** What you have to do **
Search the material for the string "this" and copy each line where it occurs.

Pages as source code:
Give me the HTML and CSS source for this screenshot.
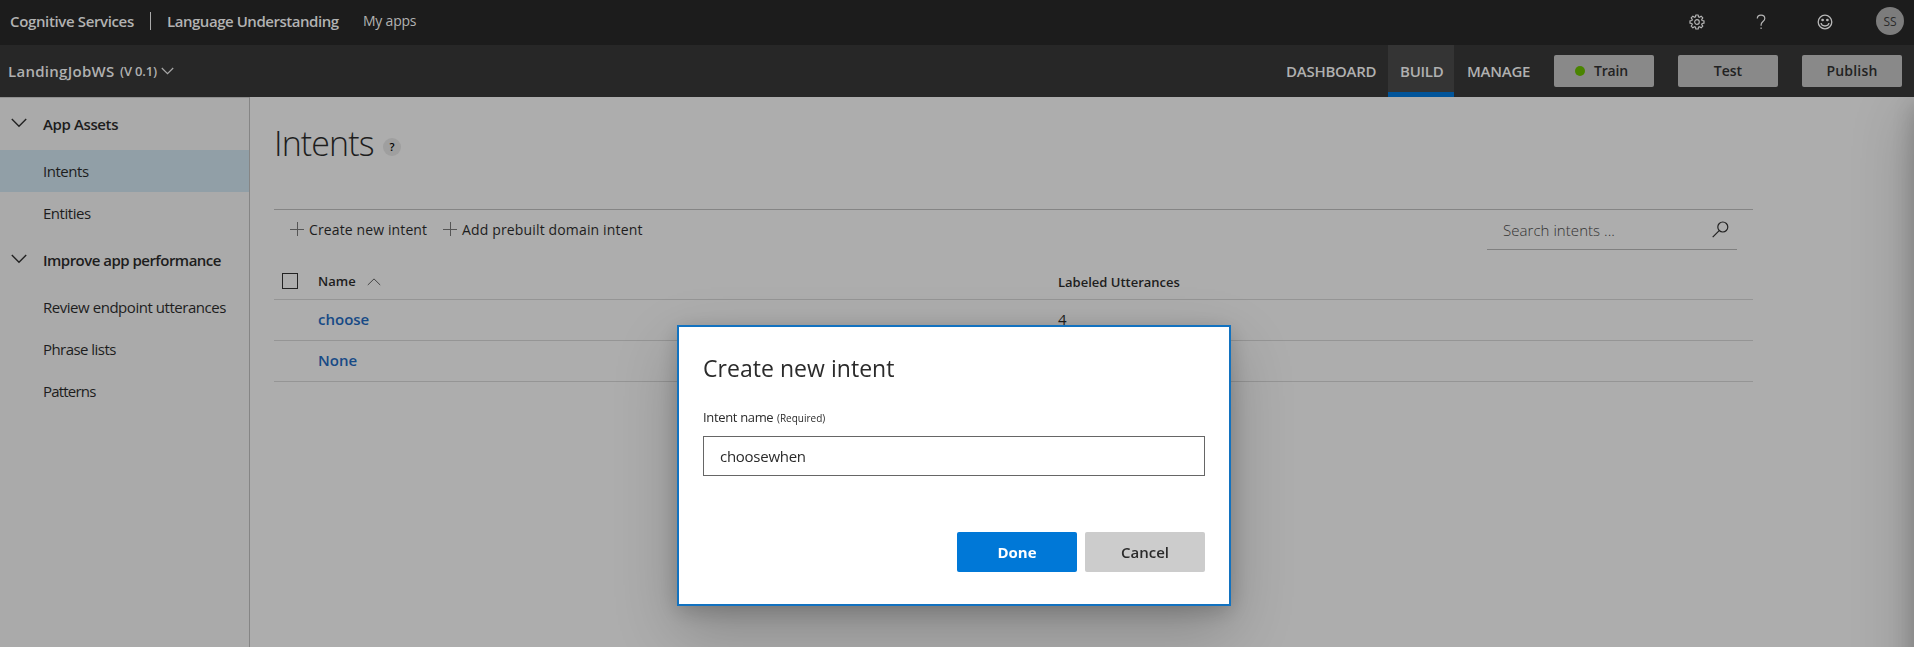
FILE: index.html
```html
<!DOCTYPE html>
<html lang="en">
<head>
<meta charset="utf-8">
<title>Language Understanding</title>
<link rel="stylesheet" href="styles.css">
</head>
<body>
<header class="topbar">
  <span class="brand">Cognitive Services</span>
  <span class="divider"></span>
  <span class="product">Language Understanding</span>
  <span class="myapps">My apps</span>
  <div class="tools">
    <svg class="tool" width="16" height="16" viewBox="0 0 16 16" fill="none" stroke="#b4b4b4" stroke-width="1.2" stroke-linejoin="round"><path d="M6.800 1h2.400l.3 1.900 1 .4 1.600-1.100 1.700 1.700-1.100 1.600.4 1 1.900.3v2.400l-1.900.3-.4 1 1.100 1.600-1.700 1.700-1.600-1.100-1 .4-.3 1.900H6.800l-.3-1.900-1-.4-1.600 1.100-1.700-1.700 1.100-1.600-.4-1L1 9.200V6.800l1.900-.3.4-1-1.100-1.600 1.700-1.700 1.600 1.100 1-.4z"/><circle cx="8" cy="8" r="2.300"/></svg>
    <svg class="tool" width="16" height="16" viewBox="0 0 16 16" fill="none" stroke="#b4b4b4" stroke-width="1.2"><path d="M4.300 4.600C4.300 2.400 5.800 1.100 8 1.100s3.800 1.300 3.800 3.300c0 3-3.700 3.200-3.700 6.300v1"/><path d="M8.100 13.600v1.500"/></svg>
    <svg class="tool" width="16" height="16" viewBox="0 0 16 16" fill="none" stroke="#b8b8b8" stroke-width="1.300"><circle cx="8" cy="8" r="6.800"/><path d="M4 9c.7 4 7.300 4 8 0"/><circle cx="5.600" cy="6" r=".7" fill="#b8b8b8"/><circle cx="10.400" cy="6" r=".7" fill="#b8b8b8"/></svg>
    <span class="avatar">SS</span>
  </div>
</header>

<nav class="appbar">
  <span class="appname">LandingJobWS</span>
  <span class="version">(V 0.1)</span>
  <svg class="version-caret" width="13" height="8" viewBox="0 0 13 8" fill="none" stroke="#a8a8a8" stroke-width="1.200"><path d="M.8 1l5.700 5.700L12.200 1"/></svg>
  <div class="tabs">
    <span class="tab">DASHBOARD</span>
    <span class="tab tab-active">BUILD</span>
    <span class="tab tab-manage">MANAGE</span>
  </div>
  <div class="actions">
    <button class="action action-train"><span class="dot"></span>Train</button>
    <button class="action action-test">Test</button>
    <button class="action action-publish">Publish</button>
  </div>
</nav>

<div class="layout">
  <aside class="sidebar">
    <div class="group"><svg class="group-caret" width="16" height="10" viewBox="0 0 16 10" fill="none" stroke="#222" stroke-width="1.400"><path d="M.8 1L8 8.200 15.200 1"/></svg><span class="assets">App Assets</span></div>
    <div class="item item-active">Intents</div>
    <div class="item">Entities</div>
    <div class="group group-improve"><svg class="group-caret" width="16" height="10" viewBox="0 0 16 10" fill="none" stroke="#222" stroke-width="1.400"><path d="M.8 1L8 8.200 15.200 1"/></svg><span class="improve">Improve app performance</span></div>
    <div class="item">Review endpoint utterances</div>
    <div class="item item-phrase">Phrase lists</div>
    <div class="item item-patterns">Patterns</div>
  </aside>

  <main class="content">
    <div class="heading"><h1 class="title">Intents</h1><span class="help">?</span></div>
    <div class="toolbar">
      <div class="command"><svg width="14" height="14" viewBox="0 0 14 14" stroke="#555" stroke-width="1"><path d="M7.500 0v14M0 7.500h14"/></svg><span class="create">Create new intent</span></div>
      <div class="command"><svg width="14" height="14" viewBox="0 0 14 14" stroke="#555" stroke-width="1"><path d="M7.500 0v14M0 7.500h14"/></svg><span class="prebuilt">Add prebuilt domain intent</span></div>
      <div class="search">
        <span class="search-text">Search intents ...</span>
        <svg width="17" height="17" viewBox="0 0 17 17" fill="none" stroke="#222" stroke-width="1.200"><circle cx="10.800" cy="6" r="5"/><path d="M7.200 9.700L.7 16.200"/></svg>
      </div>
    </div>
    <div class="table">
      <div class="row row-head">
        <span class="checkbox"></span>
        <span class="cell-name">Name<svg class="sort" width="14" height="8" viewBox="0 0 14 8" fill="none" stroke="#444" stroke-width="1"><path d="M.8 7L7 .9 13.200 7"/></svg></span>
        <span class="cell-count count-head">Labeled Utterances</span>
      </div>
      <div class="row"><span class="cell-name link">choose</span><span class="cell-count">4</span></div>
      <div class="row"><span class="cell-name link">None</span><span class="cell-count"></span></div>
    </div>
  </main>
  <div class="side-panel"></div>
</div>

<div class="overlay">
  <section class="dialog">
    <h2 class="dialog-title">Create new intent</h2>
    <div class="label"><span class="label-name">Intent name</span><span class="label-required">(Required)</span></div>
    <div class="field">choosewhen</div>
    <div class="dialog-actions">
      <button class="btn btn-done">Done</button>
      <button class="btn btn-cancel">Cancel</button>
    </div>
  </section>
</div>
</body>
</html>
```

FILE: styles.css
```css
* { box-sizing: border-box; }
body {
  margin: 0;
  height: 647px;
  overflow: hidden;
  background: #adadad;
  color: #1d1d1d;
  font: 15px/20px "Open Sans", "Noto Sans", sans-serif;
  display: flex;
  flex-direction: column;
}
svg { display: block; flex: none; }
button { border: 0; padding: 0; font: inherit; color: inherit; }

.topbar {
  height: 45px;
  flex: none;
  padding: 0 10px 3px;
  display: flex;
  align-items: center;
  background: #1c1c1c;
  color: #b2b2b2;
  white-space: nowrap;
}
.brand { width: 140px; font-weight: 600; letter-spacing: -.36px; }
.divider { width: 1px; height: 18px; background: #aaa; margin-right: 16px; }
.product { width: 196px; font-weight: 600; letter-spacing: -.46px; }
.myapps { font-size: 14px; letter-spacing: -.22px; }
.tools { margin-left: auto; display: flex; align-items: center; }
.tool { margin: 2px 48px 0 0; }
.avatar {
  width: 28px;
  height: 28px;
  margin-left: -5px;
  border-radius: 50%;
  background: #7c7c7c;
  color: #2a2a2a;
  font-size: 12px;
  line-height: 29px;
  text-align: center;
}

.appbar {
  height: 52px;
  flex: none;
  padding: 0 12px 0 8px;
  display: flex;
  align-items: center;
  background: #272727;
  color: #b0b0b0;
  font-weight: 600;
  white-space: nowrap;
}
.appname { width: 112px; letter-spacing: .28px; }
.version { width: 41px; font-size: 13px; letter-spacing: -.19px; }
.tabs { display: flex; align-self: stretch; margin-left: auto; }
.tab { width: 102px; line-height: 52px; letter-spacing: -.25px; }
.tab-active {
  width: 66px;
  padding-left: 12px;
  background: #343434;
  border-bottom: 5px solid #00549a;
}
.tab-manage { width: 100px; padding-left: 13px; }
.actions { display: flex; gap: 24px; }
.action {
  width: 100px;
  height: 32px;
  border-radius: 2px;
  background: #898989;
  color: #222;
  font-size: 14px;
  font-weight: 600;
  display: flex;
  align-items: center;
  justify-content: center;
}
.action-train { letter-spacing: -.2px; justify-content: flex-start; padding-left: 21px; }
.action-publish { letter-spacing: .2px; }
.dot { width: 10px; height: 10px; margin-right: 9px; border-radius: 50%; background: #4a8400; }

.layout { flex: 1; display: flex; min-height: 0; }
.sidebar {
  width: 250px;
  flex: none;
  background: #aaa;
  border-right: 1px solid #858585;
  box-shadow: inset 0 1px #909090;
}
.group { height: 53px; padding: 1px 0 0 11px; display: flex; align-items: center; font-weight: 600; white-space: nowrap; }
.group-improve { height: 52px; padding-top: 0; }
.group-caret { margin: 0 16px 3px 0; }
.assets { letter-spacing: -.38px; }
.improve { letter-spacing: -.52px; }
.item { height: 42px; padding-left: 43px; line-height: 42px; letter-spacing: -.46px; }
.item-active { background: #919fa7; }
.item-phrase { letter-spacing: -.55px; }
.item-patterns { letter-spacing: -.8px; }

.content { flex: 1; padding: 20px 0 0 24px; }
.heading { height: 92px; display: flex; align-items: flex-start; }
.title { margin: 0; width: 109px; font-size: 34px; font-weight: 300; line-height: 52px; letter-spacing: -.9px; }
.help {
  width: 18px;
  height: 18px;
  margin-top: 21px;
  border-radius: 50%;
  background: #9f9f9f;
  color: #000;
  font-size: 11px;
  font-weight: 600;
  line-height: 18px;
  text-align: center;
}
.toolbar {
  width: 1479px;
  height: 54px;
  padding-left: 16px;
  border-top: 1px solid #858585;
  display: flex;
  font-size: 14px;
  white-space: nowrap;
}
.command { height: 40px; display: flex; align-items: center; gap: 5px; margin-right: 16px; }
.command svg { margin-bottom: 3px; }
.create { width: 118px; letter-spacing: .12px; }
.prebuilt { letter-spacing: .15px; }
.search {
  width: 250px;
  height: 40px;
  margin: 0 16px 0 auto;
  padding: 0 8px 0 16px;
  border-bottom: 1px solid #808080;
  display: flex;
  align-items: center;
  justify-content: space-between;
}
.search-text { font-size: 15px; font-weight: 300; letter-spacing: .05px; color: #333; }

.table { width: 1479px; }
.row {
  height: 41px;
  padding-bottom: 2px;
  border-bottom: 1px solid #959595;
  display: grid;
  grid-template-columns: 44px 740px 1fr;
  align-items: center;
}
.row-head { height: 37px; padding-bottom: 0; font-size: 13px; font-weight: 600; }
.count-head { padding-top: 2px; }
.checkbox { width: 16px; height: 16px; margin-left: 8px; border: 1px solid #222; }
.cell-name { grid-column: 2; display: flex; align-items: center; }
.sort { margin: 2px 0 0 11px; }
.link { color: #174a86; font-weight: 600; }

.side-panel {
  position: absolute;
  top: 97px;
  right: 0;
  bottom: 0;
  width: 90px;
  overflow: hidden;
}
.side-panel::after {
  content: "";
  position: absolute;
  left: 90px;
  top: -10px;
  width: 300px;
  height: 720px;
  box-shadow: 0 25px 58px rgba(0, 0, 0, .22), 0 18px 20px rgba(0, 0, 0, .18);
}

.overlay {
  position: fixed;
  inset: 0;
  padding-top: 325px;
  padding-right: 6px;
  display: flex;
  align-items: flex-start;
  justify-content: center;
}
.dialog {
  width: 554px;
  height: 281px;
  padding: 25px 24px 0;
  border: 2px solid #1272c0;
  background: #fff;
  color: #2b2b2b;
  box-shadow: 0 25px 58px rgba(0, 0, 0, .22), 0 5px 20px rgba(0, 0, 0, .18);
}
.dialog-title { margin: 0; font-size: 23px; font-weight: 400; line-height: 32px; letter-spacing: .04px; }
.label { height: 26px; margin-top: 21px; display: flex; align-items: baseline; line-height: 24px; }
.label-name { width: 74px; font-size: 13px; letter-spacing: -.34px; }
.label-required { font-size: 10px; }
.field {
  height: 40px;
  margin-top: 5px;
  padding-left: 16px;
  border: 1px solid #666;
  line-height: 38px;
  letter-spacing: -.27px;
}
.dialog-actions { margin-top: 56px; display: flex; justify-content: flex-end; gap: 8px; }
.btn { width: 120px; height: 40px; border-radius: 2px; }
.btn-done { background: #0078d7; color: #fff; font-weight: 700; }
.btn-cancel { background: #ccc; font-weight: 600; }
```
---
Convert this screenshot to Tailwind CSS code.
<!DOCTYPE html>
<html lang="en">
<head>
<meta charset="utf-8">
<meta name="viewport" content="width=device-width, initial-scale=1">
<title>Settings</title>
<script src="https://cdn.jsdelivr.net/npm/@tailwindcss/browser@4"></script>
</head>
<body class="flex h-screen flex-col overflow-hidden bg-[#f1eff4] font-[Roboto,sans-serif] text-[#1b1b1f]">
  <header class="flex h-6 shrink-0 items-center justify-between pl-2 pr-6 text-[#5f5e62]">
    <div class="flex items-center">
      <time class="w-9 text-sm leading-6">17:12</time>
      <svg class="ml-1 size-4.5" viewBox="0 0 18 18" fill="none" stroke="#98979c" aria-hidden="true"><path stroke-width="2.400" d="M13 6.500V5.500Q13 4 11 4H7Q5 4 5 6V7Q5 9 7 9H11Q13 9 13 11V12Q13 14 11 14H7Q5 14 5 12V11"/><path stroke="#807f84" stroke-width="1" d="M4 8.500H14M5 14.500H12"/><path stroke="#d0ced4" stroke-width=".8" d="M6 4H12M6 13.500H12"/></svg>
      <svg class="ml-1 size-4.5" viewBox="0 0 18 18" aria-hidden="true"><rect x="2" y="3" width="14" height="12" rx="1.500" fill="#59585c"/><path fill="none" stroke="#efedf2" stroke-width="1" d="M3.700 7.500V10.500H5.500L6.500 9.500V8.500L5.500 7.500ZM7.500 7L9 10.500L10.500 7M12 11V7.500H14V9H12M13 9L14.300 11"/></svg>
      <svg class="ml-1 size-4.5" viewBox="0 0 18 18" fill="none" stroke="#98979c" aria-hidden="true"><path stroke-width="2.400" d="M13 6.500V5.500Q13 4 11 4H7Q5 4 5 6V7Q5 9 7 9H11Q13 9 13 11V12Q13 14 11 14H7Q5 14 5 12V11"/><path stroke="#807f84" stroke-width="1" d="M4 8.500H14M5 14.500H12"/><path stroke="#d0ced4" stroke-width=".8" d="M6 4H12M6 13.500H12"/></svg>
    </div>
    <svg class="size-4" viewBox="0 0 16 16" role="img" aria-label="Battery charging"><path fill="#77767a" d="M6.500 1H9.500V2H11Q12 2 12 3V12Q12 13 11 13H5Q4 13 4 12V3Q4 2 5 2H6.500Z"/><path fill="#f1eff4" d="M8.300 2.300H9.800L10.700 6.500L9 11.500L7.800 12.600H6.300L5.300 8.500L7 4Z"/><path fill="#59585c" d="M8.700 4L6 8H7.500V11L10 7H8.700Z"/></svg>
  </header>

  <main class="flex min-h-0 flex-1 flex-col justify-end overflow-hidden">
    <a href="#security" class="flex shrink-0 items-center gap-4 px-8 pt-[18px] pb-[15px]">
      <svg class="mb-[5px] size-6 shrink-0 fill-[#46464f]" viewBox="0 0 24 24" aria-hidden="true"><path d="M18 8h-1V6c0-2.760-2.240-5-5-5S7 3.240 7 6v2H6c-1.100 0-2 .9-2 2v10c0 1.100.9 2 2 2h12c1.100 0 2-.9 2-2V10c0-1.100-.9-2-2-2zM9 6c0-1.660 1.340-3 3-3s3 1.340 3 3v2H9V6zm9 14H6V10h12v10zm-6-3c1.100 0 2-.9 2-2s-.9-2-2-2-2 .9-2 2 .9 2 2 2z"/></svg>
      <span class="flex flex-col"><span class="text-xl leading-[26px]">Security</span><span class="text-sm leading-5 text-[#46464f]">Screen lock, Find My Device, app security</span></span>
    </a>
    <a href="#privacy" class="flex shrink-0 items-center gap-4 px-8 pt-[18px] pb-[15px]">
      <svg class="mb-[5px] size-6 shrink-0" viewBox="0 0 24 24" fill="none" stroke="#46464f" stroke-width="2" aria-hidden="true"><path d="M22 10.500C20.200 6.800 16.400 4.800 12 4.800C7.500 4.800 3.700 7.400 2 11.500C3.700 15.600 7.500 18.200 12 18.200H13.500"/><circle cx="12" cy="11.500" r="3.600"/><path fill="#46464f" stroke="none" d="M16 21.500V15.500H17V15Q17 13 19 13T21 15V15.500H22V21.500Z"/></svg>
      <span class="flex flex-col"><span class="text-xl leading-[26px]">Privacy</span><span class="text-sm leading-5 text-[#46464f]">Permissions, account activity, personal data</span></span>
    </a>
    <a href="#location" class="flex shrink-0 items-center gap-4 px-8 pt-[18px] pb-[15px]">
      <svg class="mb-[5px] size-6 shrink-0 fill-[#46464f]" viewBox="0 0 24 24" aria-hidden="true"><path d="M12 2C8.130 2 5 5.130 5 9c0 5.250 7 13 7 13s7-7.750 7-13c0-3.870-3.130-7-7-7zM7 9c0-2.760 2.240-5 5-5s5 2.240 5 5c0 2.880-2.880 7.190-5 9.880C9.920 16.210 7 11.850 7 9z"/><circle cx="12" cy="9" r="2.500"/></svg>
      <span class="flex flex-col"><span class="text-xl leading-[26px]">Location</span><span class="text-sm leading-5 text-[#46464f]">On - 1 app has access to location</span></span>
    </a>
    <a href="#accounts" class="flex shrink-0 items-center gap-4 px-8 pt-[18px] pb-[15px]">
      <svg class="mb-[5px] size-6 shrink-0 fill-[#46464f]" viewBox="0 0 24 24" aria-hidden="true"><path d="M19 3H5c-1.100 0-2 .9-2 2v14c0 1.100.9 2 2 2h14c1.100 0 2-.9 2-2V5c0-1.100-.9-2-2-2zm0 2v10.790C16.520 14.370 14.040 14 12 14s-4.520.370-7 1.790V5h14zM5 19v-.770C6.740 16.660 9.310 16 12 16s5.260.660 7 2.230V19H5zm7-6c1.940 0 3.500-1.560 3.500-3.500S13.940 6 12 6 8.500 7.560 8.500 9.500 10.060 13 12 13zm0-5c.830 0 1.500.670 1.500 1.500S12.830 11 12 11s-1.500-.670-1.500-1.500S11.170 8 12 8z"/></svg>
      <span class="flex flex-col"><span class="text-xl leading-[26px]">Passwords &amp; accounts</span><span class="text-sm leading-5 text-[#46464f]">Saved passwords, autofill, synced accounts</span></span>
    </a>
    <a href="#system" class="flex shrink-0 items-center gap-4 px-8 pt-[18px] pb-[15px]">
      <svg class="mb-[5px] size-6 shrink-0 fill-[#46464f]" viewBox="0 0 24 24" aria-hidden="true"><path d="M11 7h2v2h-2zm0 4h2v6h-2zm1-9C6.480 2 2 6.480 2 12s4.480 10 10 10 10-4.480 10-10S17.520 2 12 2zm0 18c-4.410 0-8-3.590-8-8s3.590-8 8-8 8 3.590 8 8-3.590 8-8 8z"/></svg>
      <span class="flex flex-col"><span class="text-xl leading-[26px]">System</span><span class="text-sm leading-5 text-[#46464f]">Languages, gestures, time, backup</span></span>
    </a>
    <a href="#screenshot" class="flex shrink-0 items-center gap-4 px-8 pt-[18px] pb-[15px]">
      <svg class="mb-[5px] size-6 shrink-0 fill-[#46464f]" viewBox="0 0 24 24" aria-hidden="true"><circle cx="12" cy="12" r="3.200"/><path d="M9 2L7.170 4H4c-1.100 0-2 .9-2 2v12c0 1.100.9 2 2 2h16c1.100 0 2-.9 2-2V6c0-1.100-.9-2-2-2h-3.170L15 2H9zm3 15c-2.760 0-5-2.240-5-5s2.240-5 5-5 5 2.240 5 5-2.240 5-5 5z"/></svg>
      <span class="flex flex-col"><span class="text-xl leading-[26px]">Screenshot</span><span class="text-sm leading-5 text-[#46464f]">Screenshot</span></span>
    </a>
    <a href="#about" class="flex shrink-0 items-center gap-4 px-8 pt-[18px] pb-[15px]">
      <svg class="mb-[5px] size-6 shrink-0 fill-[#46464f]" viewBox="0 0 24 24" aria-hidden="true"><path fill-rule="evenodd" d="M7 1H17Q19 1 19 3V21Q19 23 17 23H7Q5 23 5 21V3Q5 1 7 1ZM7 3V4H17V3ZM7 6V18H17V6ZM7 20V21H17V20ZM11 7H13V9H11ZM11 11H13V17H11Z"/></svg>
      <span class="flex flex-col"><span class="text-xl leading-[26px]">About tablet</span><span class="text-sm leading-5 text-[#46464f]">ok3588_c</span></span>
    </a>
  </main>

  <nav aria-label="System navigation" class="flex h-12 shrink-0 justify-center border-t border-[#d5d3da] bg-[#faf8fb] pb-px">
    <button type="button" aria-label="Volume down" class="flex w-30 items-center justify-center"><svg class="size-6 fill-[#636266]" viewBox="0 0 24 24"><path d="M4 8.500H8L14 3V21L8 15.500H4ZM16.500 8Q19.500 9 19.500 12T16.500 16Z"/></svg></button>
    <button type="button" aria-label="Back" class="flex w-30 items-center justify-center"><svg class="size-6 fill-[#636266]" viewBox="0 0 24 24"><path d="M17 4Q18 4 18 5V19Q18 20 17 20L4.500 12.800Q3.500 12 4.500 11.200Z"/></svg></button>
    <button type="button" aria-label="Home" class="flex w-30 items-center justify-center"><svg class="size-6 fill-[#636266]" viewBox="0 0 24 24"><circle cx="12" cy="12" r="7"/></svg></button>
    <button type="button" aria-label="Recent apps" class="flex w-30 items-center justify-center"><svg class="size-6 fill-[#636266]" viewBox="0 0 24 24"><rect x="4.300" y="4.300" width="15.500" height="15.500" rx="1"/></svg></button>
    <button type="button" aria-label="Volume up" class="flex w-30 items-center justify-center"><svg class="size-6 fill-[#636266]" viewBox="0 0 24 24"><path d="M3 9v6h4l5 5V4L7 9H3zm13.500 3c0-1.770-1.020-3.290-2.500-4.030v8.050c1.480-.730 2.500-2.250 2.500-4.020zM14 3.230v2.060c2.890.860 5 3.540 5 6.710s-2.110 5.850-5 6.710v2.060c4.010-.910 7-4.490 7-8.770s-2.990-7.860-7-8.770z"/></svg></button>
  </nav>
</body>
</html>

** The solution **
Give me the HTML and CSS source for this screenshot.
Convert this screenshot to Tailwind CSS code.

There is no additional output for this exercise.